It’s All About Integrity
For the first time since 1996, no living players were selected for induction into the National Baseball Hall of Fame.
The voting results come in a year when players like all-time home run leader Barry Bonds and pitcher Roger Clemens, a seven-time Cy Young winner, were eligible for the first time. But both players had their careers tainted with the belief each used steroids to enhance their performance. As such, neither received 75 percent of the vote, which is required to gain enshrinement.
Instead, many members of the Baseball Writers’ Association of America, the organization that votes for the Hall of Fame, decided to send a message that steroids negatively impacts the game, and they refused to reward those players linked to drug use.
Among those voters is longtime Associated Press reporter David Ginsburg. The Owings Mills resident has covered the Orioles since 1990 and has been a Hall of Fame voter since 2005.
Ginsburg spoke with the JT and offered insight into his take on the steroid era and the impact it could have on future Hall of Fame classes.
JT: Who did you vote for?
Ginsburg: I voted for [pitcher] Jack Morris and [catcher] Mike Piazza.
You don’t believe Piazza used steroids as some voters have suggested?
He used Andro, the same [supplement] Mark McGwire used. I drew the line at that point. He didn’t use steroids, according to any reports out there, and Andro could be purchased over the counter. I didn’t find that as offensive as the other guys.
Your thoughts on how the voting turned out?
I was happy with my votes and happy none of the obvious steroid users got in because it was a commentary that if you cheat, this is what will happen.
Will you ever vote for a player found to have used steroids?
This is a tough one, but I plan on taking it year by year to examine what the climate is like. Certainly those guys [who used steroids] didn’t deserve to get in on the first ballot. Come next year, I have to consider whether I dismiss everyone in the steroid era or only those who tested positive [such as former Oriole Rafael Palmeiro], who I will not vote for.

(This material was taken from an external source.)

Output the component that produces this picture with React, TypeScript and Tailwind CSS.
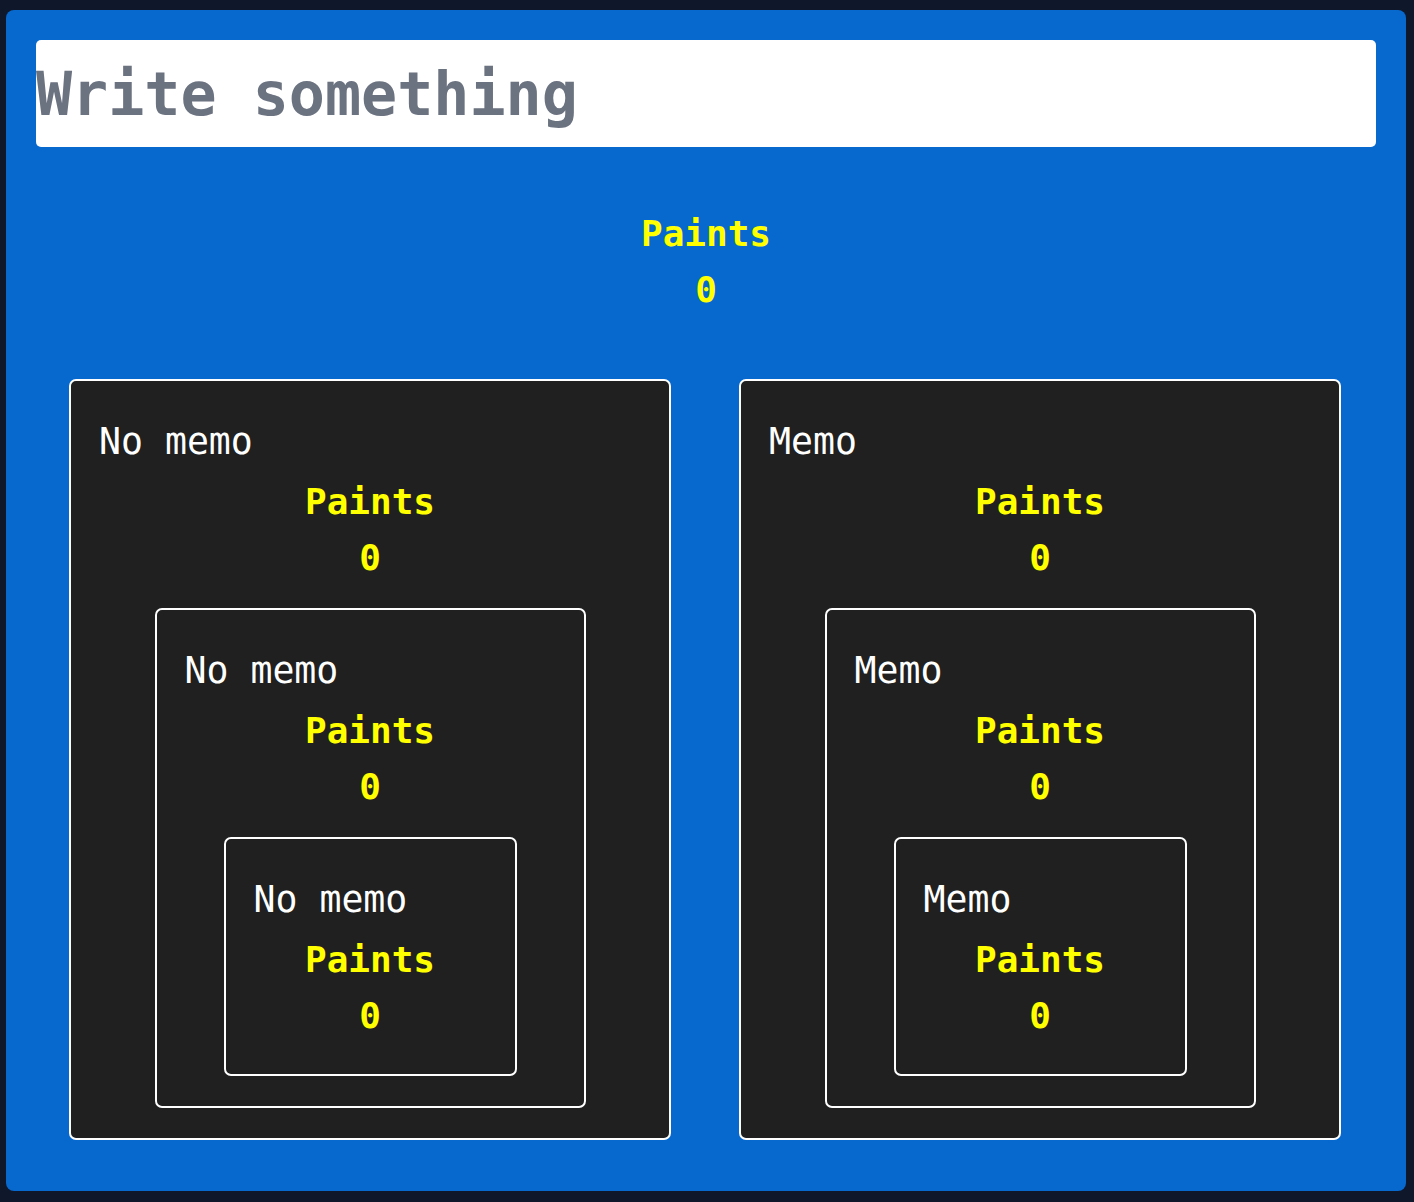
import { useState } from "react";

const mono = { fontFamily: '"DejaVu Sans Mono", "Liberation Mono", monospace' };

function Paints({ count }: { count: number }) {
  return (
    <div className="flex flex-col items-center font-bold text-[#ffff00] text-[36px] leading-[56px]">
      <span>Paints</span>
      <span>{count}</span>
    </div>
  );
}

function Box({
  label,
  width,
  children,
}: {
  label: string;
  width: string;
  children?: React.ReactNode;
}) {
  return (
    <div
      className={`${width} flex flex-col items-center bg-[#202020] border-2 border-white rounded-[7px] px-[28px] pt-[33px] pb-[30px]`}
    >
      <div className="self-stretch text-white text-[36.5px] leading-[56px]">{label}</div>
      <div className="mt-[4px]">
        <Paints count={0} />
      </div>
      {children && <div className="mt-[22px] flex justify-center w-full">{children}</div>}
    </div>
  );
}

export default function App() {
  const [text, setText] = useState("");

  return (
    <div className="min-h-screen bg-[#0f172a] pt-[10px] pb-[13px] pl-[6px]" style={mono}>
      <div className="w-[1400px] bg-[#0769ce] rounded-lg px-[30px] pt-[30px] pb-[51px]">
        <input
          type="text"
          value={text}
          onChange={(e) => setText(e.target.value)}
          placeholder="Write something"
          className="w-full h-[107px] bg-white rounded-[5px] text-[60px] font-bold text-gray-800 placeholder:text-[#6b7280] outline-none"
          style={mono}
        />

        <div className="mt-[59px]">
          <Paints count={0} />
        </div>

        <div className="mt-[61px] ml-[33px] flex gap-[68px]">
          <Box label="No memo" width="w-[602px]">
            <Box label="No memo" width="w-[431px]">
              <Box label="No memo" width="w-[293px]" />
            </Box>
          </Box>
          <Box label="Memo" width="w-[602px]">
            <Box label="Memo" width="w-[431px]">
              <Box label="Memo" width="w-[293px]" />
            </Box>
          </Box>
        </div>
      </div>
    </div>
  );
}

I don’t know if I’ll eventually forgive everyone and say ‘that’s how it was in that era’ and ultimately vote in Bonds and Clemens. They probably would have gotten in without steroids, but they certainly didn’t deserve to get in on the first ballot. The climate may change, and I may be more forgiving and not use a 20-year stretch where I don’t vote anyone in because of steroids.
What message do you think the voters sent with this ballot?
These guys used steroids and illegal drugs to enhance their performance, and they don’t deserve to be in the Hall of Fame right now. That would be an insult to guys already in there like Hank Aaron, who hit 754 home runs without the use of performance-enhancing drugs.
What do you think the long-term impact of the steroid era will have on the game and future Hall of Fame voting?
Part of the criteria for voting for the Hall of Fame is examining a player’s integrity, and these players like Bonds and Clemens had none. Long term, the impact will be hard to ascertain, but I would say it is very possible that many of these players will be ignored by a majority of the voters forever.
Look at the local example of [former Ravens owner] Art Modell. His one digression in 1996 of moving the Browns to Baltimore has prevented him from being elected into the Pro Football Hall of Fame. All he did was move his team from one city to the next as a businessman, but many of the
voters have never forgiven him for that.
Ultimately, a new crop of voters may be more forgiving than the current guard.
Do you believe players who played in the steroid era — but were never linked to drugs — will be considered guilty by association?
It’s hard to tell. It’s really going to be on an individual basis.
Longtime outfielder Shawn Green, who is Jewish, rceived just two votes. Should he have received more Hall of Fame consideration?
Shawn had one of the best days of any player, when he hit four homers in one game [in 2002]. He was a really good player, but likely not a Hall of Famer.